Kâhya, Topal Osman’ın yardımı ile İsmail Hakkı Tekçe tarafından 3 Temmuz 1922’de otomobille Soğuksu’da ki evine giderken kurşunlanarak öldürülmüştür. 4 Ağustos 1922’de Trabzon’a gelip çalışmaya başlayan Tahkik Heyeti yaptığı soruşturma neticesinde faillerin kim olduğu konusunda karar verememiş, 12 Eylül 1922 tarihli raporda cinayet aydınlatılamamış ama faillerin aba zipka giymelerinden Topal Osman’ın adamları olduğu, Giresunlu olan Mustafa Suphi’nin babasının arkadaşı olan Osman Ağa’nın Yahya Kâhya’dan intikam aldığı söylentisi tüm kente yayılmıştır Olayın esrarı ancak 55 yıl sonra 4 Aralık 1977 tarihli Günaydın gazetesinde yayınlanan General İsmail Hakkı Tekçe’nin anılarında Yahya Kâhya’yı Topal Osman’ın 2 adamını yanına alarak kendisinin vurduğunu itiraf etmesiyle aydınlanmıştır.

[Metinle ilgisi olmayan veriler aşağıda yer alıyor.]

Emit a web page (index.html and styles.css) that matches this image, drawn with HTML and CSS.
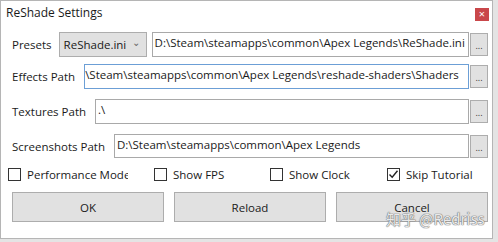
FILE: index.html
```html
<!DOCTYPE html>
<html>
<head>
<meta charset="utf-8">
<link rel="stylesheet" href="styles.css">
</head>
<body>
<div class="dialog">
  <div class="titlebar">
    <span class="title">ReShade Settings</span>
    <span class="close">×</span>
  </div>
  <div class="content">
    <div class="row row1">
      <span class="label">Presets</span>
      <div class="combo"><span>ReShade.ini</span><span class="arrow">⌄</span></div>
      <div class="field">D:\Steam\steamapps\common\Apex Legends\ReShade.ini</div>
      <div class="browse">...</div>
    </div>
    <div class="row row2">
      <span class="label">Effects Path</span>
      <div class="field focused">\Steam\steamapps\common\Apex Legends\reshade-shaders\Shaders</div>
      <div class="browse">...</div>
    </div>
    <div class="row row3">
      <span class="label">Textures Path</span>
      <div class="field">.\</div>
      <div class="browse">...</div>
    </div>
    <div class="row row4">
      <span class="label">Screenshots Path</span>
      <div class="field">D:\Steam\steamapps\common\Apex Legends</div>
      <div class="browse">...</div>
    </div>
    <div class="checks">
      <div class="check c1"><span class="box"></span><span class="ctext clip">Performance Mode</span></div>
      <div class="check c2"><span class="box"></span><span class="ctext">Show FPS</span></div>
      <div class="check c3"><span class="box"></span><span class="ctext">Show Clock</span></div>
      <div class="check c4"><span class="box checked"><svg width="11" height="11" viewBox="0 0 11 11"><path d="M1.5 5.5 L4.2 8.3 L9.5 1.8" fill="none" stroke="#222" stroke-width="1.4"/></svg></span><span class="ctext">Skip Tutorial</span></div>
    </div>
    <div class="buttons">
      <div class="btn">OK</div>
      <div class="btn">Reload</div>
      <div class="btn">Cancel</div>
    </div>
  </div>
  <div class="watermark">知乎 @Redriss</div>
</div>
</body>
</html>
```
FILE: styles.css
```css
html, body {
  margin: 0;
  padding: 0;
}
body {
  width: 498px;
  height: 242px;
  background: #e4e4e4;
  overflow: hidden;
  font-family: "Open Sans", "Noto Sans CJK SC", sans-serif;
  font-size: 11.5px;
  color: #1a1a1a;
}
.dialog {
  position: relative;
  width: 493px;
  height: 239px;
  box-sizing: border-box;
  background: #fff;
  border: 1px solid #b5b5b5;
}
.titlebar {
  height: 31px;
  display: flex;
  align-items: flex-start;
  justify-content: space-between;
}
.title {
  font-size: 12px;
  margin: 3px 0 0 5px;
}
.close {
  width: 14px;
  height: 13px;
  margin: 7px 3px 0 0;
  background: #c9474a;
  color: #fff;
  font-size: 11px;
  line-height: 12px;
  text-align: center;
}
.content {
  padding: 0 0 0 11px;
}
.row {
  display: flex;
  align-items: center;
  height: 25px;
}
.row2 { margin-top: 7px; }
.row3 { margin-top: 10px; }
.row4 { margin-top: 10px; height: 24px; }
.label {
  margin-right: 9px;
  white-space: nowrap;
}
.row1 .label {
  margin-right: 7px;
}
.combo {
  width: 88px;
  height: 25px;
  box-sizing: border-box;
  background: #e1e1e1;
  border: 1px solid #adadad;
  display: flex;
  align-items: center;
  justify-content: space-between;
  padding: 0 6px 0 4px;
  margin-right: 5px;
}
.arrow {
  font-size: 10px;
  color: #666;
  line-height: 1;
  margin-top: -5px;
}
.field {
  flex: 1;
  height: 100%;
  box-sizing: border-box;
  border: 1px solid #a9a9a9;
  padding: 2px 2px 0 2px;
  white-space: nowrap;
  overflow: hidden;
  line-height: 16px;
}
.field.focused {
  border-color: #6c9fd6;
  padding-left: 0;
}
.browse {
  width: 18px;
  height: 23px;
  box-sizing: border-box;
  margin: 0 4px 0 1px;
  background: #e1e1e1;
  border: 1px solid #adadad;
  font-size: 9px;
  text-align: center;
  line-height: 24px;
  color: #333;
}
.checks {
  display: flex;
  align-items: center;
  margin: 9px 0 0 -4px;
  height: 14px;
}
.check {
  display: flex;
  align-items: center;
}
.c1 { width: 146px; }
.c2 { width: 116px; }
.c3 { width: 117px; }
.box {
  width: 13px;
  height: 13px;
  box-sizing: border-box;
  border: 1px solid #333;
  background: #fff;
  margin-right: 6px;
  display: flex;
  align-items: center;
  justify-content: center;
}
.ctext {
  white-space: nowrap;
}
.clip {
  width: 101px;
  overflow: hidden;
}
.buttons {
  display: flex;
  margin-top: 11px;
  gap: 10px;
}
.btn {
  width: 152px;
  height: 30px;
  box-sizing: border-box;
  background: #e1e1e1;
  border: 1px solid #adadad;
  display: flex;
  align-items: center;
  justify-content: center;
}
.watermark {
  position: absolute;
  left: 385px;
  top: 208px;
  font-family: "Noto Sans CJK SC", sans-serif;
  font-size: 15px;
  line-height: 20px;
  color: rgba(255, 255, 255, 0.85);
  text-shadow: 0 0 1px #777, 0 0 1px #777, 0 0 1px #777;
  white-space: nowrap;
}
```
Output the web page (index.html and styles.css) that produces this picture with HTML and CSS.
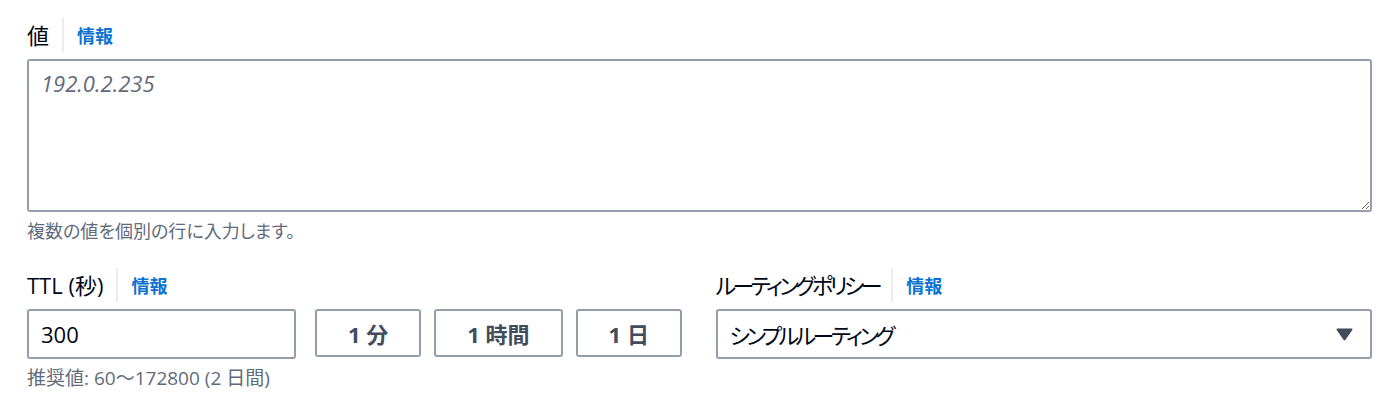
FILE: index.html
```html
<!DOCTYPE html>
<html lang="ja">
<head>
    <meta charset="UTF-8">
    <meta name="viewport" content="width=device-width, initial-scale=1.0">
    <title>レコードの値</title>
    <link rel="stylesheet" href="styles.css">
</head>
<body>
    <div class="page">
        <!-- 値 -->
        <div class="field">
            <div class="field-label">
                <span class="label-text">値</span>
                <a class="info-link" href="#">情報</a>
            </div>
            <textarea class="value-input" placeholder="192.0.2.235"></textarea>
            <div class="help-text">複数の値を個別の行に入力します。</div>
        </div>

        <div class="field-grid">
            <!-- TTL -->
            <div class="field">
                <div class="field-label">
                    <span class="label-text">TTL (秒)</span>
                    <a class="info-link" href="#">情報</a>
                </div>
                <div class="ttl-row">
                    <input type="text" class="ttl-input" value="300">
                    <button class="preset-btn">1 分</button>
                    <button class="preset-btn">1 時間</button>
                    <button class="preset-btn">1 日</button>
                </div>
                <div class="help-text hint">推奨値: 60～172800 (2 日間)</div>
            </div>

            <!-- ルーティングポリシー -->
            <div class="field">
                <div class="field-label">
                    <span class="label-text kana-label">ルーティングポリシー</span>
                    <a class="info-link" href="#">情報</a>
                </div>
                <div class="select-box">
                    <span class="kana-value">シンプルルーティング</span>
                    <svg class="caret" width="17" height="13" viewBox="0 0 17 13">
                        <path d="M1.5 1.5 L15.5 1.5 L8.5 11.5 Z" fill="#414d5c" stroke="#414d5c" stroke-width="2" stroke-linejoin="round"/>
                    </svg>
                </div>
            </div>
        </div>
    </div>
</body>
</html>
```

FILE: styles.css
```css
body {
    margin: 0;
    font-family: "Open Sans", "Noto Sans CJK JP", sans-serif;
    font-feature-settings: "palt";
    color: #000716;
    background: #ffffff;
}
.page {
    padding: 18px 28px 0 27px;
}
.field-label {
    display: flex;
    align-items: center;
    height: 34px;
    margin-bottom: 7px;
}
.label-text {
    font-size: 22px;
    line-height: 34px;
    padding-right: 13px;
    border-right: 2px solid #eaeded;
}
.kana-label {
    letter-spacing: -3.5px;
    padding-right: 12px;
}
.info-link {
    font-size: 18px;
    font-weight: 700;
    color: #0972d3;
    text-decoration: none;
    margin-left: 13px;
}
.value-input {
    display: block;
    box-sizing: border-box;
    width: 100%;
    height: 153px;
    margin: 0;
    padding: 6px 12px;
    border: 2px solid #959fab;
    border-radius: 3px;
    font-family: inherit;
    font-size: 22px;
    line-height: 33px;
    color: #000716;
    resize: vertical;
}
.value-input::placeholder {
    font-style: italic;
    color: #5f6b7a;
}
.help-text {
    margin-top: 7px;
    font-size: 18px;
    line-height: 24px;
    color: #5f6b7a;
}
.hint {
    font-size: 19px;
}
.field-grid {
    display: grid;
    grid-template-columns: 1fr 1fr;
    gap: 32px;
    margin-top: 25px;
}
.ttl-row {
    display: flex;
    align-items: flex-start;
    gap: 13px;
}
.ttl-input {
    box-sizing: border-box;
    flex-shrink: 0;
    width: 269px;
    height: 50px;
    margin: 0 6px 0 0;
    padding: 0 12px;
    border: 2px solid #959fab;
    border-radius: 3px;
    font-family: inherit;
    font-size: 22px;
    color: #000716;
}
.preset-btn {
    box-sizing: border-box;
    flex-shrink: 0;
    white-space: nowrap;
    height: 48px;
    padding: 0 31px;
    border: 2px solid #959fab;
    border-radius: 3px;
    background: #ffffff;
    font-family: inherit;
    font-feature-settings: "palt";
    font-size: 22px;
    font-weight: 700;
    color: #414d5c;
    cursor: pointer;
}
.select-box {
    box-sizing: border-box;
    display: flex;
    align-items: center;
    justify-content: space-between;
    height: 50px;
    padding: 0 17px 0 12px;
    border: 2px solid #959fab;
    border-radius: 3px;
    font-size: 22px;
    color: #000716;
}
.kana-value {
    letter-spacing: -3.5px;
}
.caret {
    display: block;
}
```
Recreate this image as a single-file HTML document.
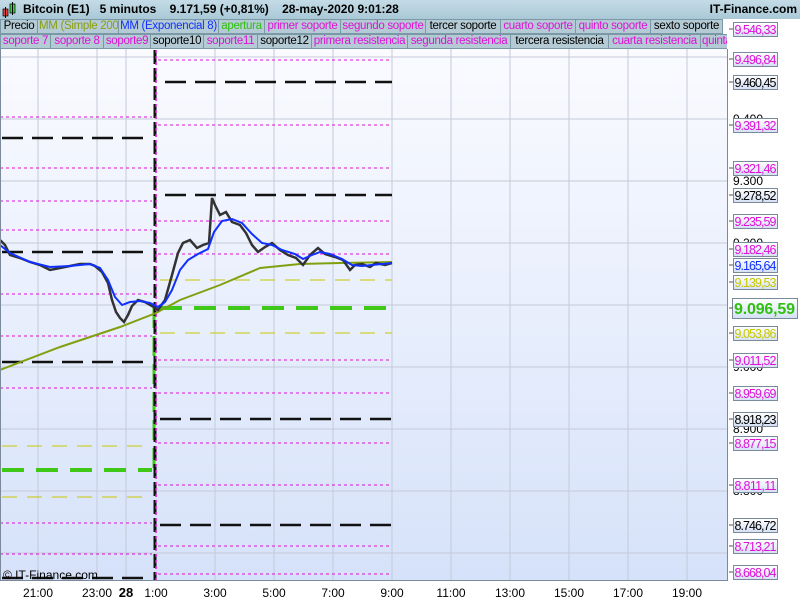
<!DOCTYPE html>
<html><head><meta charset="utf-8"><style>
body{margin:0;width:800px;height:600px;overflow:hidden;background:#fff;font-family:"Liberation Sans",sans-serif;position:relative}
.hdr{position:absolute;left:0;top:0;width:800px;height:19px;background:linear-gradient(#c4dce6,#a9c8d6);font-weight:bold;font-size:12px;line-height:19px}
.row{position:absolute;left:0;height:15px;font-size:11.5px;letter-spacing:-0.3px;line-height:15px;white-space:nowrap;width:727px;overflow:hidden;background:#fff;display:flex}
.row span{flex:none;display:block;overflow:hidden;box-sizing:border-box;border:1px solid #7a98a6;background:#b4cad4;padding:0 1px;height:15px;line-height:13px;margin-right:-1px;text-align:center}
.m{color:#e010d8}.k{color:#000}
</style></head><body>
<div class="hdr"><svg style="position:absolute;left:2px;top:2px" width="16" height="16"><rect x="1" y="7" width="5" height="7" fill="#e04040" stroke="#000" stroke-width=".7"/><line x1="3.5" y1="5" x2="3.5" y2="16" stroke="#000"/><rect x="8" y="2" width="5" height="9" fill="#40d040" stroke="#000" stroke-width=".7"/><line x1="10.5" y1="0" x2="10.5" y2="13" stroke="#000"/></svg>
<span style="position:absolute;left:23px">Bitcoin (E1)&nbsp;&nbsp; 5 minutos&nbsp;&nbsp;&nbsp; 9.171,59 (+0,81%)&nbsp;&nbsp;&nbsp; 28-may-2020 9:01:28</span>
<span style="position:absolute;right:3px">IT-Finance.com</span></div>
<div class="row" style="top:19px"><span class="k" style="width:38px">Precio</span><span style="color:#8aa010;width:82px">MM (Simple 200)</span><span style="color:#1030ff;width:101px">MM (Exponencial 8)</span><span style="color:#30c010;width:47px">apertura</span><span class="m" style="width:77px">primer soporte</span><span class="m" style="width:86px">segundo soporte</span><span class="k" style="width:76px">tercer soporte</span><span class="m" style="width:76px">cuarto soporte</span><span class="m" style="width:76px">quinto soporte</span><span class="k" style="width:73px">sexto soporte</span></div>
<div class="row" style="top:34px"><span class="m" style="width:51px">soporte 7</span><span class="m" style="width:54px">soporte 8</span><span class="m" style="width:48px">soporte9</span><span class="k" style="width:54px">soporte10</span><span class="m" style="width:55px">soporte11</span><span class="k" style="width:55px">soporte12</span><span class="m" style="width:97px">primera resistencia</span><span class="m" style="width:104px">segunda resistencia</span><span class="k" style="width:99px">tercera resistencia</span><span class="m" style="width:93px">cuarta resistencia</span><span class="m" style="width:40px;text-align:left">quinta resistencia</span></div>
<svg style="position:absolute;left:0;top:49px" width="800" height="551" viewBox="0 49 800 551" font-family="Liberation Sans, sans-serif">
<defs><linearGradient id="bg" x1="0" y1="0" x2="0" y2="1"><stop offset="0" stop-color="#fafbff"/><stop offset="1" stop-color="#d6e2fa"/></linearGradient>
<linearGradient id="lb" x1="0" y1="0" x2="0" y2="1"><stop offset="0" stop-color="#fff"/><stop offset="1" stop-color="#d4e0f4"/></linearGradient></defs>
<rect x="1" y="49" width="726" height="531" fill="url(#bg)"/>
<g stroke="#c4cad8" stroke-width="1">
<line x1="0" y1="57" x2="727" y2="57"/><line x1="0" y1="119" x2="727" y2="119"/><line x1="0" y1="181" x2="727" y2="181"/><line x1="0" y1="243" x2="727" y2="243"/><line x1="0" y1="305" x2="727" y2="305"/><line x1="0" y1="367" x2="727" y2="367"/><line x1="0" y1="429" x2="727" y2="429"/><line x1="0" y1="491" x2="727" y2="491"/><line x1="0" y1="553" x2="727" y2="553"/>
<line x1="38" y1="49" x2="38" y2="580"/><line x1="97" y1="49" x2="97" y2="580"/><line x1="126" y1="49" x2="126" y2="580"/><line x1="215" y1="49" x2="215" y2="580"/><line x1="274" y1="49" x2="274" y2="580"/><line x1="333" y1="49" x2="333" y2="580"/><line x1="392" y1="49" x2="392" y2="580"/><line x1="451" y1="49" x2="451" y2="580"/><line x1="510" y1="49" x2="510" y2="580"/><line x1="569" y1="49" x2="569" y2="580"/><line x1="628" y1="49" x2="628" y2="580"/><line x1="687" y1="49" x2="687" y2="580"/>
</g>
<g stroke="#e010d8" stroke-width="1" stroke-dasharray="3,3">
<path d="M0 117H152M0 168H152M0 201H152M0 230H152M0 294H152M0 336H152M0 388H152M0 523H152M0 554H152"/>
<path d="M158 60H392M158 125H392M158 168H392M158 221H392M158 254H392M158 360H392M158 393H392M158 443H392M158 485H392M158 546H392M158 574H392"/>
</g>
<g stroke="#111" stroke-width="2.5" stroke-dasharray="21,9">
<path d="M2 138H152M2 252H152M2 362H152M2 578H152"/>
<path d="M165 82H392M165 195H392M160 419H392M160 525H392"/>
</g>
<g stroke="#c8c800" stroke-width="1" stroke-dasharray="15,10"><path d="M2 446H152M2 497H152M160 280H392M160 333H392"/></g>
<g stroke="#40c818" stroke-width="4" stroke-dasharray="22,12"><path d="M2 470H152M160 308H392"/></g>
<path d="M154 308V470" stroke="#40c818" stroke-width="3" stroke-dasharray="20,8"/>
<path d="M155 50V580" stroke="#111" stroke-width="3" stroke-dasharray="14,4"/>
<path d="M156 50V580" stroke="#e010d8" stroke-width="1.5" stroke-dasharray="3,3"/>
<path d="M0 370L60 347L120 327L156 313L180 300L220 285L260 268L300 264L340 263L392 262" fill="none" stroke="#80a010" stroke-width="2"/>
<path d="M0 240L5 245L10 255L20 258L30 262L40 265L50 270L60 268L70 266L80 264L90 264L95 266L102 272L108 283L112 300L116 312L120 318L124 322L128 315L132 306L138 300L145 302L152 306L158 310L165 300L172 275L178 253L183 243L190 240L197 248L203 245L209 243L212 198L215 205L220 215L226 212L232 222L240 225L246 233L252 245L258 252L265 247L272 243L280 250L288 255L296 258L303 265L310 255L318 248L325 254L335 257L343 260L350 270L355 265L362 264L370 267L376 263L385 265L392 263" fill="none" stroke="#333" stroke-width="2.5"/>
<path d="M0 245L10 253L30 262L50 267L70 266L90 264L100 268L108 280L115 297L122 305L130 302L140 301L150 303L158 307L165 302L172 290L180 270L188 260L198 254L208 249L214 232L222 221L232 219L242 223L252 234L262 243L272 245L282 250L295 254L303 259L312 255L320 252L330 254L342 259L352 265L362 266L372 265L382 264L392 263" fill="none" stroke="#1030ff" stroke-width="2"/>
<text x="3" y="579" font-size="12" fill="#000">© IT-Finance.com</text>
<rect x="727" y="49" width="73" height="551" fill="#fff"/>
<line x1="727.5" y1="49" x2="727.5" y2="581" stroke="#7a8a9a"/>
<line x1="0" y1="580.5" x2="728" y2="580.5" stroke="#7a8a9a"/>
<line x1="0.5" y1="49" x2="0.5" y2="580" stroke="#7a8a9a"/>
<g font-size="12" fill="#000">
<text x="733" y="123" textLength="30">9.400</text><text x="733" y="185" textLength="30">9.300</text><text x="733" y="247" textLength="30">9.200</text><text x="733" y="371" textLength="30">9.000</text><text x="733" y="433" textLength="30">8.900</text><text x="733" y="495" textLength="30">8.800</text>
</g>
<g font-size="12.5" stroke-width="1">
<g stroke="#7a8a9a" fill="url(#lb)">
<rect x="733.5" y="52.5" width="44" height="14"/><rect x="733.5" y="75.5" width="44" height="14"/><rect x="733.5" y="118.5" width="44" height="14"/><rect x="733.5" y="161.5" width="44" height="14"/><rect x="733.5" y="188.5" width="44" height="14"/><rect x="733.5" y="214.5" width="44" height="14"/><rect x="733.5" y="242.5" width="44" height="14"/><rect x="733.5" y="258.5" width="44" height="14"/><rect x="733.5" y="275.5" width="44" height="14"/><rect x="732.5" y="298.5" width="65" height="20"/><rect x="733.5" y="326.5" width="44" height="14"/><rect x="733.5" y="353.5" width="44" height="14"/><rect x="733.5" y="386.5" width="44" height="14"/><rect x="733.5" y="412.5" width="44" height="14"/><rect x="733.5" y="436.5" width="44" height="14"/><rect x="733.5" y="478.5" width="44" height="14"/><rect x="733.5" y="518.5" width="44" height="14"/><rect x="733.5" y="539.5" width="44" height="14"/><rect x="733.5" y="565.5" width="44" height="14"/>
</g>
<g stroke-width="1"><path d="M729 59h4M729 82h4M729 125h4M729 168h4M729 195h4M729 221h4M729 249h4M729 265h4M729 282h4M729 308h4M729 333h4M729 360h4M729 393h4M729 419h4M729 443h4M729 485h4M729 525h4M729 546h4M729 572h4" stroke="#555"/></g>
<g fill="#e010d8"><text x="734.5" y="64" textLength="42">9.496,84</text><text x="734.5" y="130" textLength="42">9.391,32</text><text x="734.5" y="173" textLength="42">9.321,46</text><text x="734.5" y="226" textLength="42">9.235,59</text><text x="734.5" y="254" textLength="42">9.182,46</text><text x="734.5" y="365" textLength="42">9.011,52</text><text x="734.5" y="398" textLength="42">8.959,69</text><text x="734.5" y="448" textLength="42">8.877,15</text><text x="734.5" y="490" textLength="42">8.811,11</text><text x="734.5" y="551" textLength="42">8.713,21</text><text x="734.5" y="577" textLength="42">8.668,04</text></g>
<g fill="#000"><text x="734.5" y="87" textLength="42">9.460,45</text><text x="734.5" y="200" textLength="42">9.278,52</text><text x="734.5" y="424" textLength="42">8.918,23</text><text x="734.5" y="530" textLength="42">8.746,72</text></g>
<text x="734.5" y="270" fill="#1030ff" textLength="42">9.165,64</text>
<g fill="#c8c800"><text x="734.5" y="287" textLength="42">9.139,53</text><text x="734.5" y="338" textLength="42">9.053,86</text></g>
<text x="734" y="314" fill="#30c010" font-size="16" font-weight="bold" textLength="61">9.096,59</text>
</g>
<g font-size="12" fill="#000" text-anchor="middle">
<text x="38" y="597">21:00</text><text x="97" y="597">23:00</text><text x="126" y="597" font-weight="bold" font-size="13">28</text><text x="156" y="597">1:00</text><text x="215" y="597">3:00</text><text x="274" y="597">5:00</text><text x="333" y="597">7:00</text><text x="392" y="597">9:00</text><text x="451" y="597">11:00</text><text x="510" y="597">13:00</text><text x="569" y="597">15:00</text><text x="628" y="597">17:00</text><text x="687" y="597">19:00</text>
</g>
</svg>
<div style="position:absolute;left:727px;top:19px;width:73px;height:30px;background:#fff"></div>
<svg style="position:absolute;left:727px;top:19px" width="73" height="30"><defs><linearGradient id="lb2" x1="0" y1="0" x2="0" y2="1"><stop offset="0" stop-color="#fff"/><stop offset="1" stop-color="#d4e0f4"/></linearGradient></defs><path d="M2 10h4" stroke="#555"/><rect x="6.5" y="3.5" width="44" height="14" fill="url(#lb2)" stroke="#7a8a9a"/><text x="7.5" y="15" font-family="Liberation Sans, sans-serif" font-size="12.5" fill="#e010d8" textLength="42">9.546,33</text></svg>
</body></html>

Yahya Kâhya’dan sonra 27 Mart 1923’de Trabzon mebusu Ali Şükrü’nün Mustafa Kemal’in koruması Osman Ağa’nın adamlarınca katledilmesi[25] Trabzon ile Ankara arasındaki ilişkileri yeniden germişse de Trabzon’un yerel temsilcilerini Mustafa Kemal’in önderliğine boyun eğmeye ikna eden sert bir hamle olarak başarılı olmuştur. Ali Şükrü’nün cenazesinde kabaran yerel haysiyet duygusu da kontrol altına alınıp, Trabzon Müdafaa-i Hukuk Cemiyeti yönetim kuruluna el çektirilerek Ziya Paşa başkanlığında yeniden örgütlendirilerek Ankara ile uyum içinde çalışması sağlanmıştır. Milliyetçiliğin ilk kalelerinden birisi olmasına karşın Trabzonlu aristokrat ve yöneticilerin kendine has çizgisi kentteki o zamana dek Rumlara rahat nefes aldırmışsa da Ali Şükrü’nün katlinden sonra Trabzonlu Rumlar için kâbus günleri başlamıştır ki Trabzon Rum cemaatinin son günlerini anlatan Trabzonlu mühendis Dimitris Fillizis’in notları yangın yeri olan Anadolu coğrafyasının aksine Trabzon’un neden farklı bir iklime sahip olduğunu ve havanın birdenbire değişmesini anlaşılır kılan ipuçlarıyla doludur
1923 yazında T.B.M.M ikinci meclisi için seçimler gerçekleştirilmiş ve Süleyman Sırrı Efendi, Abdullah Bey, Rahmi Bey, Muhtar Bey, Hasan Bey, Şefik bey ile Nebizâde Hamdi Bey’den oluşan 7 Trabzon mebusu belirlenmiştir.